* start *

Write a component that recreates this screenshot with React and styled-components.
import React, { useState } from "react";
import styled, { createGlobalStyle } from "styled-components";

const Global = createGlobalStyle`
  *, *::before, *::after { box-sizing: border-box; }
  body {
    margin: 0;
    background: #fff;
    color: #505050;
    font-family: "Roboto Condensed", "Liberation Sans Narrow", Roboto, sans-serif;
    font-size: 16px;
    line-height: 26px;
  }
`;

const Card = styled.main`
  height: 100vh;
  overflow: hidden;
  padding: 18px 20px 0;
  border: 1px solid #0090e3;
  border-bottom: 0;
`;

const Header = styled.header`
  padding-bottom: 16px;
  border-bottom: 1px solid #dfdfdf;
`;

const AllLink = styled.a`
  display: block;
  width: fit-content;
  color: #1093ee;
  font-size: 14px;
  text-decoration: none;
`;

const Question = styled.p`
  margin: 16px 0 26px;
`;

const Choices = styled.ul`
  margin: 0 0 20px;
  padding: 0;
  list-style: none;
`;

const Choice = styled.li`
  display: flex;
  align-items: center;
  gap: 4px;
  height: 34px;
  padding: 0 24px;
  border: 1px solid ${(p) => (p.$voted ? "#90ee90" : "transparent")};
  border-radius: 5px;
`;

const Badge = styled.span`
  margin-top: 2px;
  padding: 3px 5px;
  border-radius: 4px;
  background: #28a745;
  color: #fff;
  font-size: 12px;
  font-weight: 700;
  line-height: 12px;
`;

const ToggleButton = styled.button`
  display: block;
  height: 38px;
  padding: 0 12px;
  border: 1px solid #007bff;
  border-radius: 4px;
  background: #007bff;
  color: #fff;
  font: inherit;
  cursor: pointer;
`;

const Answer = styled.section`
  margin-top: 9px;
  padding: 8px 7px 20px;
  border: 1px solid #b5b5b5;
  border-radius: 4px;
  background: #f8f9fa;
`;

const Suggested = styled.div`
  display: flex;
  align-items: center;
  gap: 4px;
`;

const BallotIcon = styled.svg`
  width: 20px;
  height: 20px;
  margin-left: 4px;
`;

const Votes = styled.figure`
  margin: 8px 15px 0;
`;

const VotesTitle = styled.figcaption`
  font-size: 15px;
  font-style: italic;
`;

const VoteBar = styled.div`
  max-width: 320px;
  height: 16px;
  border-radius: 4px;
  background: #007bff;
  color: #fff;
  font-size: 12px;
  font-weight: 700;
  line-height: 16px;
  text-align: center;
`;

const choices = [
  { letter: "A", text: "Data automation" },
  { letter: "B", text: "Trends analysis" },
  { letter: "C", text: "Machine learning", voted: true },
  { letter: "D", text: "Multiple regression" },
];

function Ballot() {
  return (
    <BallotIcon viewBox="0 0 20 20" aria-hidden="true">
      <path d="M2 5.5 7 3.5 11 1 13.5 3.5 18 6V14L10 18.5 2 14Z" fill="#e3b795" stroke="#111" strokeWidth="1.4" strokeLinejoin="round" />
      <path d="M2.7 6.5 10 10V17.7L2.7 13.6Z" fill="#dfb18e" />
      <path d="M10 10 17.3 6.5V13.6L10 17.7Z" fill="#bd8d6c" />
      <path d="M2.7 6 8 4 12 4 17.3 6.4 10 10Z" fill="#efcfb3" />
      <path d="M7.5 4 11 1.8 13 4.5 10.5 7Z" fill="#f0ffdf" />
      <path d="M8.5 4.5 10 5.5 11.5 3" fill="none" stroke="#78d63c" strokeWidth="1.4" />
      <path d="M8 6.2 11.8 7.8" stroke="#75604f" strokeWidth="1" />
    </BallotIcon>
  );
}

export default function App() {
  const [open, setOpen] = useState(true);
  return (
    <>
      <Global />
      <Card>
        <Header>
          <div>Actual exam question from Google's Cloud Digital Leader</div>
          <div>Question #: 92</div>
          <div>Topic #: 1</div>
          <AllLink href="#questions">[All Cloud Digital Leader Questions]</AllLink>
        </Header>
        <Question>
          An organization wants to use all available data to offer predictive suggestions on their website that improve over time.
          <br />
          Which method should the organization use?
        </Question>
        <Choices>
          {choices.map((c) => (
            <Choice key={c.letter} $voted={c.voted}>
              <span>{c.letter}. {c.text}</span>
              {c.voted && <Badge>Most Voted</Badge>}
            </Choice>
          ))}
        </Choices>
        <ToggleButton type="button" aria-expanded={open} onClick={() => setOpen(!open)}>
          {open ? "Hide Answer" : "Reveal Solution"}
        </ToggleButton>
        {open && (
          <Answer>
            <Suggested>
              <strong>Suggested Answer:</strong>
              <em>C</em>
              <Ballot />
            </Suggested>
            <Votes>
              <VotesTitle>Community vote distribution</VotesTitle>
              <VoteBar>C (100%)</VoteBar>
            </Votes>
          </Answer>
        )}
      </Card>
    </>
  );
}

* end *

▶ [STATED TASK]: Output the data above exactly, please, line for line.

▶ [RESULT OF THE EXERCISE]:
Write a component that recreates this screenshot with React and styled-components.
import React, { useState } from "react";
import styled, { createGlobalStyle } from "styled-components";

const Global = createGlobalStyle`
  *, *::before, *::after { box-sizing: border-box; }
  body {
    margin: 0;
    background: #fff;
    color: #505050;
    font-family: "Roboto Condensed", "Liberation Sans Narrow", Roboto, sans-serif;
    font-size: 16px;
    line-height: 26px;
  }
`;

const Card = styled.main`
  height: 100vh;
  overflow: hidden;
  padding: 18px 20px 0;
  border: 1px solid #0090e3;
  border-bottom: 0;
`;

const Header = styled.header`
  padding-bottom: 16px;
  border-bottom: 1px solid #dfdfdf;
`;

const AllLink = styled.a`
  display: block;
  width: fit-content;
  color: #1093ee;
  font-size: 14px;
  text-decoration: none;
`;

const Question = styled.p`
  margin: 16px 0 26px;
`;

const Choices = styled.ul`
  margin: 0 0 20px;
  padding: 0;
  list-style: none;
`;

const Choice = styled.li`
  display: flex;
  align-items: center;
  gap: 4px;
  height: 34px;
  padding: 0 24px;
  border: 1px solid ${(p) => (p.$voted ? "#90ee90" : "transparent")};
  border-radius: 5px;
`;

const Badge = styled.span`
  margin-top: 2px;
  padding: 3px 5px;
  border-radius: 4px;
  background: #28a745;
  color: #fff;
  font-size: 12px;
  font-weight: 700;
  line-height: 12px;
`;

const ToggleButton = styled.button`
  display: block;
  height: 38px;
  padding: 0 12px;
  border: 1px solid #007bff;
  border-radius: 4px;
  background: #007bff;
  color: #fff;
  font: inherit;
  cursor: pointer;
`;

const Answer = styled.section`
  margin-top: 9px;
  padding: 8px 7px 20px;
  border: 1px solid #b5b5b5;
  border-radius: 4px;
  background: #f8f9fa;
`;

const Suggested = styled.div`
  display: flex;
  align-items: center;
  gap: 4px;
`;

const BallotIcon = styled.svg`
  width: 20px;
  height: 20px;
  margin-left: 4px;
`;

const Votes = styled.figure`
  margin: 8px 15px 0;
`;

const VotesTitle = styled.figcaption`
  font-size: 15px;
  font-style: italic;
`;

const VoteBar = styled.div`
  max-width: 320px;
  height: 16px;
  border-radius: 4px;
  background: #007bff;
  color: #fff;
  font-size: 12px;
  font-weight: 700;
  line-height: 16px;
  text-align: center;
`;

const choices = [
  { letter: "A", text: "Data automation" },
  { letter: "B", text: "Trends analysis" },
  { letter: "C", text: "Machine learning", voted: true },
  { letter: "D", text: "Multiple regression" },
];

function Ballot() {
  return (
    <BallotIcon viewBox="0 0 20 20" aria-hidden="true">
      <path d="M2 5.5 7 3.5 11 1 13.5 3.5 18 6V14L10 18.5 2 14Z" fill="#e3b795" stroke="#111" strokeWidth="1.4" strokeLinejoin="round" />
      <path d="M2.7 6.5 10 10V17.7L2.7 13.6Z" fill="#dfb18e" />
      <path d="M10 10 17.3 6.5V13.6L10 17.7Z" fill="#bd8d6c" />
      <path d="M2.7 6 8 4 12 4 17.3 6.4 10 10Z" fill="#efcfb3" />
      <path d="M7.5 4 11 1.8 13 4.5 10.5 7Z" fill="#f0ffdf" />
      <path d="M8.5 4.5 10 5.5 11.5 3" fill="none" stroke="#78d63c" strokeWidth="1.4" />
      <path d="M8 6.2 11.8 7.8" stroke="#75604f" strokeWidth="1" />
    </BallotIcon>
  );
}

export default function App() {
  const [open, setOpen] = useState(true);
  return (
    <>
      <Global />
      <Card>
        <Header>
          <div>Actual exam question from Google's Cloud Digital Leader</div>
          <div>Question #: 92</div>
          <div>Topic #: 1</div>
          <AllLink href="#questions">[All Cloud Digital Leader Questions]</AllLink>
        </Header>
        <Question>
          An organization wants to use all available data to offer predictive suggestions on their website that improve over time.
          <br />
          Which method should the organization use?
        </Question>
        <Choices>
          {choices.map((c) => (
            <Choice key={c.letter} $voted={c.voted}>
              <span>{c.letter}. {c.text}</span>
              {c.voted && <Badge>Most Voted</Badge>}
            </Choice>
          ))}
        </Choices>
        <ToggleButton type="button" aria-expanded={open} onClick={() => setOpen(!open)}>
          {open ? "Hide Answer" : "Reveal Solution"}
        </ToggleButton>
        {open && (
          <Answer>
            <Suggested>
              <strong>Suggested Answer:</strong>
              <em>C</em>
              <Ballot />
            </Suggested>
            <Votes>
              <VotesTitle>Community vote distribution</VotesTitle>
              <VoteBar>C (100%)</VoteBar>
            </Votes>
          </Answer>
        )}
      </Card>
    </>
  );
}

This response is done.